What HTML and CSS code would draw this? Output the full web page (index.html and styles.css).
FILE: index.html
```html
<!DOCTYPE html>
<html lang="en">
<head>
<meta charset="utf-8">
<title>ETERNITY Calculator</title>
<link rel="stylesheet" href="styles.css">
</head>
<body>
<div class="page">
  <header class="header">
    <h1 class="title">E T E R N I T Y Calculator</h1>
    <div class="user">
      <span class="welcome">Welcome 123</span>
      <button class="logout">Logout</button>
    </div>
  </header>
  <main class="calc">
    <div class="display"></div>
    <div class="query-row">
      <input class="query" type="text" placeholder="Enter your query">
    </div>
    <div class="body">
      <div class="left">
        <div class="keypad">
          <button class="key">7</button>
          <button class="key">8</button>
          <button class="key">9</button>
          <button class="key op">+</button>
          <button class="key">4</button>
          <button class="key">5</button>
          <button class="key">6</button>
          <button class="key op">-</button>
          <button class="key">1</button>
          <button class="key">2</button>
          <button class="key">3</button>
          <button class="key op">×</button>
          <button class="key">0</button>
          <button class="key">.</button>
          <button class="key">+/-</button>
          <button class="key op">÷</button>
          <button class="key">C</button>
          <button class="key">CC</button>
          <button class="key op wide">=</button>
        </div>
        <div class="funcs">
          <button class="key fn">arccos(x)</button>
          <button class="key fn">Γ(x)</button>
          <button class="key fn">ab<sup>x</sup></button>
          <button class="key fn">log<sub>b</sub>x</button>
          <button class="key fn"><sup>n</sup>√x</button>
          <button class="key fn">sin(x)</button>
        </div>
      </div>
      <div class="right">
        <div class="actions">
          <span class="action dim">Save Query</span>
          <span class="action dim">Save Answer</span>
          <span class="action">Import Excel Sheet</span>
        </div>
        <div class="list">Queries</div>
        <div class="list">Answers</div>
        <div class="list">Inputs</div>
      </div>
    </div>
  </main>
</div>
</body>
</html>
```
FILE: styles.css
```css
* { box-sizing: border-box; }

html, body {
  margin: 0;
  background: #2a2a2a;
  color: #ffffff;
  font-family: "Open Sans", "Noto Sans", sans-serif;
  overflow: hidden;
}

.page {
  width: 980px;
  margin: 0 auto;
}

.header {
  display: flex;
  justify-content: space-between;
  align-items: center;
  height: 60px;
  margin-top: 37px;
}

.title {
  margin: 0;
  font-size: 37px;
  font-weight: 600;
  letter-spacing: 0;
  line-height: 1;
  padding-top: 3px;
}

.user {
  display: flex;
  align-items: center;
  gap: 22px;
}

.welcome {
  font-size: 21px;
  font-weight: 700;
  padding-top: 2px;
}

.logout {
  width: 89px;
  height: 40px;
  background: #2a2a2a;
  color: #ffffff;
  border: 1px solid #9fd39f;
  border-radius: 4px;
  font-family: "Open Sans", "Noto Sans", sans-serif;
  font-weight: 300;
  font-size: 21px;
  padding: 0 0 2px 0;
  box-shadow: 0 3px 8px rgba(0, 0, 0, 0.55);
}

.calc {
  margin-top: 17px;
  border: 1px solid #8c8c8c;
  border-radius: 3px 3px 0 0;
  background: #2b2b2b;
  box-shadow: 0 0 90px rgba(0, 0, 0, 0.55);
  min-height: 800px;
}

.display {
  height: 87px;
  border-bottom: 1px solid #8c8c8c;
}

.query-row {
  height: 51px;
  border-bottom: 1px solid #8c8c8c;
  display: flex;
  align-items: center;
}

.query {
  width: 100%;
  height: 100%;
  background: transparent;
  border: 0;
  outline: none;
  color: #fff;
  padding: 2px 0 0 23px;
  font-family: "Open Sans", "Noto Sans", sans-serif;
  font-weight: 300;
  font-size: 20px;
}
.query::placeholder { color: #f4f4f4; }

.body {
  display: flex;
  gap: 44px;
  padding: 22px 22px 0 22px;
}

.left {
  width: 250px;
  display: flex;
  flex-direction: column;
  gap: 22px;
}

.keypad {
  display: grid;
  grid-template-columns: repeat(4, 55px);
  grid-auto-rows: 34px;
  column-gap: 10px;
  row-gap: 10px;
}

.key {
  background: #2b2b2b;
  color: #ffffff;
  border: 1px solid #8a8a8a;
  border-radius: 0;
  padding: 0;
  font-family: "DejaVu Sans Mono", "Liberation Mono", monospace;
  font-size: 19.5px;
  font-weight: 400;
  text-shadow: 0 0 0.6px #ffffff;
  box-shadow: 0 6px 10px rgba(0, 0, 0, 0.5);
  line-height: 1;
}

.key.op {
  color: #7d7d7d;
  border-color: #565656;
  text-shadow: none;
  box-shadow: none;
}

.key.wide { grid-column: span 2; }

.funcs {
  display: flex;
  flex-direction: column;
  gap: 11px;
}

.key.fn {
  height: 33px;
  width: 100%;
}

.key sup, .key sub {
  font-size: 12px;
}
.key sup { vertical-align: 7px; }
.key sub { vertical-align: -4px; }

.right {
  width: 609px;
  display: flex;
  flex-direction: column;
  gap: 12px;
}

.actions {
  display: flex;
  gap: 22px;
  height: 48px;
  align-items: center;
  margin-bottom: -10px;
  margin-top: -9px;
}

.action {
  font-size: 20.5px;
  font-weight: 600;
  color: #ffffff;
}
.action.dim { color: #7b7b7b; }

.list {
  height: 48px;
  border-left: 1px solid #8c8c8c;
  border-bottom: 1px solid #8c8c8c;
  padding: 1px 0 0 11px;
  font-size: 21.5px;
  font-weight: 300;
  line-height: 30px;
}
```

-=-=-=-=-

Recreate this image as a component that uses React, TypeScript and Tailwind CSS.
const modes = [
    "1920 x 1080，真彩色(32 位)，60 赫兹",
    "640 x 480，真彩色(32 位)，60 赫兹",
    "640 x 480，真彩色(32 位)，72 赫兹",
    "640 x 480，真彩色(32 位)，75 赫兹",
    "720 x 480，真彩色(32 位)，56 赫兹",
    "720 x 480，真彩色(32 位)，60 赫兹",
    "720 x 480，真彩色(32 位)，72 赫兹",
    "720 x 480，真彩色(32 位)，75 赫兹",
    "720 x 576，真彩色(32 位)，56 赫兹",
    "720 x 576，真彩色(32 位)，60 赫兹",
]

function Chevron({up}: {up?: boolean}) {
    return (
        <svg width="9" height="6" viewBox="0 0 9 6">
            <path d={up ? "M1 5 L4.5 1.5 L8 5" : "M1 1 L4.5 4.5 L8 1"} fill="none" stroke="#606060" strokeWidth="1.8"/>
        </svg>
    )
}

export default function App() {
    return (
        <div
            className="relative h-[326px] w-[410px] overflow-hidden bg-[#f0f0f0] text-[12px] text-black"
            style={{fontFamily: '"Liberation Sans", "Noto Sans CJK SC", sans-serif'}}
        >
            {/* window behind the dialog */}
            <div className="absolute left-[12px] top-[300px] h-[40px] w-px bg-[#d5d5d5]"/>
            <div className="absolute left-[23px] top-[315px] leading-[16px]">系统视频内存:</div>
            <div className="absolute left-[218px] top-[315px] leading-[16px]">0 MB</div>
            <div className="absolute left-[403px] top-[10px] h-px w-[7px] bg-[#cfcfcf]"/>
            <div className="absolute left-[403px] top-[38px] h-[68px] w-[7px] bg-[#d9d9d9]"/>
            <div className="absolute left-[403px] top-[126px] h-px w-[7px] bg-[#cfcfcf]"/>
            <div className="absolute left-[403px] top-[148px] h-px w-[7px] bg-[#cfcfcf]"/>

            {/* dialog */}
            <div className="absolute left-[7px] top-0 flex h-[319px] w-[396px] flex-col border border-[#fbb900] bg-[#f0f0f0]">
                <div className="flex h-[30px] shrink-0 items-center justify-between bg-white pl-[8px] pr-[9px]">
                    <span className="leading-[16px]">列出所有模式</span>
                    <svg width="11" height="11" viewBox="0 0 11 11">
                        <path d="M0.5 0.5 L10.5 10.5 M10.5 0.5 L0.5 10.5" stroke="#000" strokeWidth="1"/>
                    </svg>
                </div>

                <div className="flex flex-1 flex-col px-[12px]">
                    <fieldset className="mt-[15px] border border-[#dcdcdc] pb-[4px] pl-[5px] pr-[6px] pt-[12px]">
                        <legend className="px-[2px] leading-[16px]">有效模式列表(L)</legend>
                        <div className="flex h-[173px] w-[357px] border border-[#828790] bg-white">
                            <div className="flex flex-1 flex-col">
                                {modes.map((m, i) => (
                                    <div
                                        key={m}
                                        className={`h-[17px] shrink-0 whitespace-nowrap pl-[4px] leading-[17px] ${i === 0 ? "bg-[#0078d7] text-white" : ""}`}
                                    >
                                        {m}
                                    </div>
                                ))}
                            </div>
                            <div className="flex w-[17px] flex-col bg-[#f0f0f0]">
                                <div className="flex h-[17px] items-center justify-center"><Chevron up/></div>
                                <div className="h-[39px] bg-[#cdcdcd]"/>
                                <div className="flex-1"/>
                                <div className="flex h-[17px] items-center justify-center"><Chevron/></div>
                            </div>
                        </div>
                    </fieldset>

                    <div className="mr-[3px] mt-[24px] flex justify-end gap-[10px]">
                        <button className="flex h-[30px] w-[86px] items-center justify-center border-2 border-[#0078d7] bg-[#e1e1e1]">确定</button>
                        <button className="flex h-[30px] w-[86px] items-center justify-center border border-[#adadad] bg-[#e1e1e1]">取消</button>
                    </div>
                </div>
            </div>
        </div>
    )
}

-=-=-=-=-

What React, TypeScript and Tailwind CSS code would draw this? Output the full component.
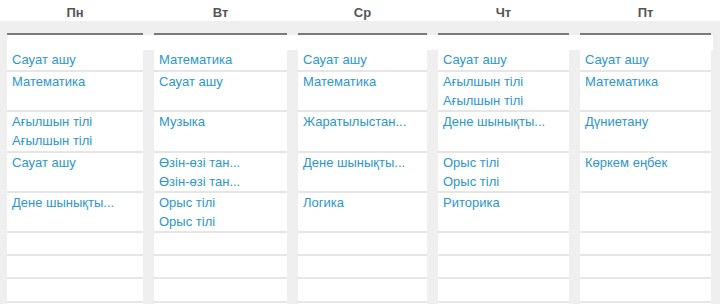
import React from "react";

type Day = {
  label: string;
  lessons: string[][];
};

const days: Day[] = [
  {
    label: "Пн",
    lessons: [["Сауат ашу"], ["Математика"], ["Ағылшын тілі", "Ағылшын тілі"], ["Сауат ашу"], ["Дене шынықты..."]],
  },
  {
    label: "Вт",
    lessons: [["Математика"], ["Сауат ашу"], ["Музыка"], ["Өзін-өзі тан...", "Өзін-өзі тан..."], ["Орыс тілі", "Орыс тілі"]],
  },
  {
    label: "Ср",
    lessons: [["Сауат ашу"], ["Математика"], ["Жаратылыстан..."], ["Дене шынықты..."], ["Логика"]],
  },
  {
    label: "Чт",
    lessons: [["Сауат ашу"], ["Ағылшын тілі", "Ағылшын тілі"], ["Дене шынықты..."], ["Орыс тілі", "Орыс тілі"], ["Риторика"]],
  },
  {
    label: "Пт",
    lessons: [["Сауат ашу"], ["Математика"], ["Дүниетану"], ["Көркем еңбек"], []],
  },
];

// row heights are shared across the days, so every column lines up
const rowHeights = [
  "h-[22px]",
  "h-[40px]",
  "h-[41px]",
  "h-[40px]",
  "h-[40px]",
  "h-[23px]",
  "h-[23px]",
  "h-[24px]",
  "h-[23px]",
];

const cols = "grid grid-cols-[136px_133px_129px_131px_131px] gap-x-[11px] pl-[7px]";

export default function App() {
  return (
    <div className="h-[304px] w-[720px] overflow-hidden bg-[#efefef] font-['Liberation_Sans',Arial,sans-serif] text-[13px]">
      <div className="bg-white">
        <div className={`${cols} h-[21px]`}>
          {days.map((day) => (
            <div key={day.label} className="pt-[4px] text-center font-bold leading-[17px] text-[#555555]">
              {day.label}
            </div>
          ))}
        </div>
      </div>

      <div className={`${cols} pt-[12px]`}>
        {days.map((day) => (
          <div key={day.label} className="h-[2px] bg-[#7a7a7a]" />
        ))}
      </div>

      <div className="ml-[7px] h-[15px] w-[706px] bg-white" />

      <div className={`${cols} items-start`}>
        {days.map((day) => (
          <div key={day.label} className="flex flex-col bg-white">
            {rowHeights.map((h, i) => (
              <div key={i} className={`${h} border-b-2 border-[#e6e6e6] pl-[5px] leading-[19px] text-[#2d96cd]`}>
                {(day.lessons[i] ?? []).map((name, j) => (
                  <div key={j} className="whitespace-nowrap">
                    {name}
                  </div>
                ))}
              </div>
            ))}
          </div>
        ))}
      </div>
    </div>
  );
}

-=-=-=-=-

Task goal:
Your answer should be a single number: the count of lines in the material above that contain "React".

The result:
3